Many stars in our galaxy host one or more planets. With this award, the WIYN telescope at the Kitt Peak National Observatory near Tucson will continue to be used primarily to measure the velocities and masses of these “exoplanets”. Masses are needed to determine if an exoplanet is primarily gaseous, icy, or rocky. Research enabled by this program will strengthen the foundations for identifying and characterizing Earth-like exoplanets in the nearby cosmos. The primary instrument being used at WIYN, known as NEID, exceeds its technical requirements and routinely measures planet velocities to better than a meter per second. This proposal will fund the next 45 months of NSF’s contribution to WIYN operations, in support of the NASA-NSF Exoplanet Observational Research (NN-EXPLORE) Program. NN-EXPLORE brings together federal agencies, federal research centers, and U.S. universities, with the goal of advancing research in exoplanets. The open access for enquiry-based research via peer review and open data facilitated by this award will allow scientists and citizens to engage in the WIYN research enterprise no matter who they are or where they work. Many participants are early career scientists and undergraduate students. Under this award, NSF’s National Optical-Infrared Astronomy Research Laboratory (NOIRLab) will continue to operate the WIYN telescope from 2024 through 2027 as NSF’s contribution to the NN-EXPLORE program. NN-EXPLORE enables scientific research related to the characterization of exoplanets and their host stars.

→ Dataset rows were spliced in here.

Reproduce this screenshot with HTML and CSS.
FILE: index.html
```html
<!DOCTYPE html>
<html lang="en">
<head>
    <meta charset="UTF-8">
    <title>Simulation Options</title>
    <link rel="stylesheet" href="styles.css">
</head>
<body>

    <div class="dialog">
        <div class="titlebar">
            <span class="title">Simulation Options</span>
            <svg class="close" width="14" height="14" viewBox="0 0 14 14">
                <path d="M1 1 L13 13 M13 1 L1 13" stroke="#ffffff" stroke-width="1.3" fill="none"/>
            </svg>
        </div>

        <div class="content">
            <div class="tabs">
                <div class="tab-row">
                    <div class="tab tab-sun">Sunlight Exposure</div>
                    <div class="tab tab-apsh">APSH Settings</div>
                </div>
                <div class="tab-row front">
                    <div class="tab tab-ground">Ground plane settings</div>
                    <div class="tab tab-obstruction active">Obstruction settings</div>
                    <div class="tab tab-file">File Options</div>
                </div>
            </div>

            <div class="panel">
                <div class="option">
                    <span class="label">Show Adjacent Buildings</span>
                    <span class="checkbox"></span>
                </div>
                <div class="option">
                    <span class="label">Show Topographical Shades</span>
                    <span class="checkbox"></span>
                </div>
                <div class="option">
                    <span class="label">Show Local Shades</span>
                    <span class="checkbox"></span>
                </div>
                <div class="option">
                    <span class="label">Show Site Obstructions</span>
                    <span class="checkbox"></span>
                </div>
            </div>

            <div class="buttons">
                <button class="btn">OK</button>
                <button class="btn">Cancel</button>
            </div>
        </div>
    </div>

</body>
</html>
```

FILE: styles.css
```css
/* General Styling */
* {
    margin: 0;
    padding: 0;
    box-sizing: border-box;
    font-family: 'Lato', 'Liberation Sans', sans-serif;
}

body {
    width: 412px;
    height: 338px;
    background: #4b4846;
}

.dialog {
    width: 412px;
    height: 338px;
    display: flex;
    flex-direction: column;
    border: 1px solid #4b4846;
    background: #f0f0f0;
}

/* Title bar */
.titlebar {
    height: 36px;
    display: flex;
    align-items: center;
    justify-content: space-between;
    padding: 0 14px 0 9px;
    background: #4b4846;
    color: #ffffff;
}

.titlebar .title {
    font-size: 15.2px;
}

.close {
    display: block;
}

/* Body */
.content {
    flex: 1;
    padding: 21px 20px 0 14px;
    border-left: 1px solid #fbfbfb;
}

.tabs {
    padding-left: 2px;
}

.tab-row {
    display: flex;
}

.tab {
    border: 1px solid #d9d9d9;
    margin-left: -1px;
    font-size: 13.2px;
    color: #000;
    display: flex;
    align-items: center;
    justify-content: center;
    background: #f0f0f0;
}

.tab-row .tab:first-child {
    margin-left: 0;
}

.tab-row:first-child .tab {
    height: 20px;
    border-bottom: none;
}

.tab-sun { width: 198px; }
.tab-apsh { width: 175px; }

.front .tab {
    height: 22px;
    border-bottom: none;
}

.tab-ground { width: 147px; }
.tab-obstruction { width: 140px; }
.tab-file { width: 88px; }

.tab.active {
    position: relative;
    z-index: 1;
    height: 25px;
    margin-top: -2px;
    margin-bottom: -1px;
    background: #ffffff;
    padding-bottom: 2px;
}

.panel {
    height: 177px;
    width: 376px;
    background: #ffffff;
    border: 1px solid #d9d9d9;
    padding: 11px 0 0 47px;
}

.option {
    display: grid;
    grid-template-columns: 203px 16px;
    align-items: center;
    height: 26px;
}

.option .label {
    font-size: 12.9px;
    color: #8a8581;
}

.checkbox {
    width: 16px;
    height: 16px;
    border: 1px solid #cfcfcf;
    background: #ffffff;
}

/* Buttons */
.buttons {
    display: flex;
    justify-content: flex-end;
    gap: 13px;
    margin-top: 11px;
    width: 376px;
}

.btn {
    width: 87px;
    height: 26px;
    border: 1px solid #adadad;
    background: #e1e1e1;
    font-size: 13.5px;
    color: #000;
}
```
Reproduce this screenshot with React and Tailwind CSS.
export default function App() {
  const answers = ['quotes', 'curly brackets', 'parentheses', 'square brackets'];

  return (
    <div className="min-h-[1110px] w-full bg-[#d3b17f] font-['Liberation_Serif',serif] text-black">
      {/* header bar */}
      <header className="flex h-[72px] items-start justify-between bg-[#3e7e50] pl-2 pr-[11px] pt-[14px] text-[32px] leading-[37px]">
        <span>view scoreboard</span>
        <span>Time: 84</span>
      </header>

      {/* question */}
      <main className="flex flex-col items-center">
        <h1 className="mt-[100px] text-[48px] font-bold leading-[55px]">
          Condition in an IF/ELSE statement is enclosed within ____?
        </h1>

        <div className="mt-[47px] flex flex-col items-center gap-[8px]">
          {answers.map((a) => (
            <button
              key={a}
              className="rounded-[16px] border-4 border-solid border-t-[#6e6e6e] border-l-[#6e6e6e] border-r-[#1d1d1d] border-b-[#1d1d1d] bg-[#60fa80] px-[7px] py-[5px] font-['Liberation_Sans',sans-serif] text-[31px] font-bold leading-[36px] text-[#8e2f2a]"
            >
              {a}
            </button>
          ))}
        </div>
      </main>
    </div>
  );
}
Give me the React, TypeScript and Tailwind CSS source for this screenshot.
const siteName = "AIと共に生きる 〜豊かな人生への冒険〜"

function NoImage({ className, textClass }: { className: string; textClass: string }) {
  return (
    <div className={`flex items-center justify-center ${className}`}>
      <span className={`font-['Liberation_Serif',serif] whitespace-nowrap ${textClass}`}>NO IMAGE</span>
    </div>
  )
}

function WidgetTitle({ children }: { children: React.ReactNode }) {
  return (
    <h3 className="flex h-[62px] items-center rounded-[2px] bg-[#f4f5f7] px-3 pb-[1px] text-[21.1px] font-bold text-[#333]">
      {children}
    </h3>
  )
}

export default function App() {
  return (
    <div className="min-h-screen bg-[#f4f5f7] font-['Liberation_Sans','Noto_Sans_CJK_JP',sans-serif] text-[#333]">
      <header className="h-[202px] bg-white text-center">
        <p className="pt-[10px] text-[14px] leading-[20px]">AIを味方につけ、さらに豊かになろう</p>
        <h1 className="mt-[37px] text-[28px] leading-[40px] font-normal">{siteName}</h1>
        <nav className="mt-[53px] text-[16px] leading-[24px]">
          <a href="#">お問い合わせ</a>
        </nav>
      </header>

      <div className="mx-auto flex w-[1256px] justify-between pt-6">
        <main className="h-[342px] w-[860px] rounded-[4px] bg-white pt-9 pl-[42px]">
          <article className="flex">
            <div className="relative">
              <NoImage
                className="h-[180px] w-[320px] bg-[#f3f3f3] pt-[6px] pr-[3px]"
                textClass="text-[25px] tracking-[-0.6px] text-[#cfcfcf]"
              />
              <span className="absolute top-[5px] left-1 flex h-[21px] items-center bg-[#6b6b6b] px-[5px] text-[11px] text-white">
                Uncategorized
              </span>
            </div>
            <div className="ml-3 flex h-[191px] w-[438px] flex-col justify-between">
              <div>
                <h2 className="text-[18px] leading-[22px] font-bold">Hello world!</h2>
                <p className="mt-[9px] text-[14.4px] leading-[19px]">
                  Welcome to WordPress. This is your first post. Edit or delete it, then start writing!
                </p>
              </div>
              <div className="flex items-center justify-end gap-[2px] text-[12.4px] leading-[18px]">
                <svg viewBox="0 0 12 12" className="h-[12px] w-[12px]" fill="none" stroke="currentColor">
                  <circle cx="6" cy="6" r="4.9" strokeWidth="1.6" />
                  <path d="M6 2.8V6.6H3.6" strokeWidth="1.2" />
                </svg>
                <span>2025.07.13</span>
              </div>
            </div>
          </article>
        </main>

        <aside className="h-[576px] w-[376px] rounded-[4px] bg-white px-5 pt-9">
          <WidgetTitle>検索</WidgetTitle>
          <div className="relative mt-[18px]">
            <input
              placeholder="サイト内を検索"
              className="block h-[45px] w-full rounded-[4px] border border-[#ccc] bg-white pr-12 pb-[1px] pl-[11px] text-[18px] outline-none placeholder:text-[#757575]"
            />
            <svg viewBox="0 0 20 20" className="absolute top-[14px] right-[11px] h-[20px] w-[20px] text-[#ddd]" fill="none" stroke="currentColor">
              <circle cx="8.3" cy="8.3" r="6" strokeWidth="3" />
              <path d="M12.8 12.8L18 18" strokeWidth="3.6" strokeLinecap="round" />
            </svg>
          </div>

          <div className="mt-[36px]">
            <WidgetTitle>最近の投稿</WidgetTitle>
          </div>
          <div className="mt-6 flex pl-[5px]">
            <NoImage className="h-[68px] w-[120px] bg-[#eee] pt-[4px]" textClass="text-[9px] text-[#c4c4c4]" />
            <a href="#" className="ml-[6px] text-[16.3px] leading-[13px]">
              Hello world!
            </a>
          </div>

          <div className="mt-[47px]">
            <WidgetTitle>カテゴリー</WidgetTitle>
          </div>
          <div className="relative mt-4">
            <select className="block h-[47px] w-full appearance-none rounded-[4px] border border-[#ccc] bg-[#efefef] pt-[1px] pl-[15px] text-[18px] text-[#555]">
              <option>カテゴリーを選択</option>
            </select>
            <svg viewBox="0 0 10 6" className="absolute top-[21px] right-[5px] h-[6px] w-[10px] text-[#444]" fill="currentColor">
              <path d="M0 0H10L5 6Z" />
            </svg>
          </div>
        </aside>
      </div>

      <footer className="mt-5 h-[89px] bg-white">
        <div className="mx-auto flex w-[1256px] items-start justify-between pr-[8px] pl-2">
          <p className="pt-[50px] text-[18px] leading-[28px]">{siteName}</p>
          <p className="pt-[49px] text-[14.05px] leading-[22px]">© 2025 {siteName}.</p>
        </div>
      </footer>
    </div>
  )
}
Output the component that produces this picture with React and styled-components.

NEID is the only open-access extreme-precision radial velocity instrument in the U.S. that has the technical capability and the required years-long and high cadence (approximately every other night) time on sky to meet the goal of identifying nearby habitable planets, following up on discoveries by NASA missions like Kepler and TESS, picking key targets for the James Webb and Roman Space Telescopes, and blazing the path forward to enable NASA’s future Habitable Worlds Observatory. This award provides support for essential operations and maintenance of WIYN, as well as minor technological upgrades needed for the continued operation of NEID. This award reflects NSF's statutory mission and has been deemed worthy of support through evaluation using the Foundation's intellectual merit and broader impacts review criteria.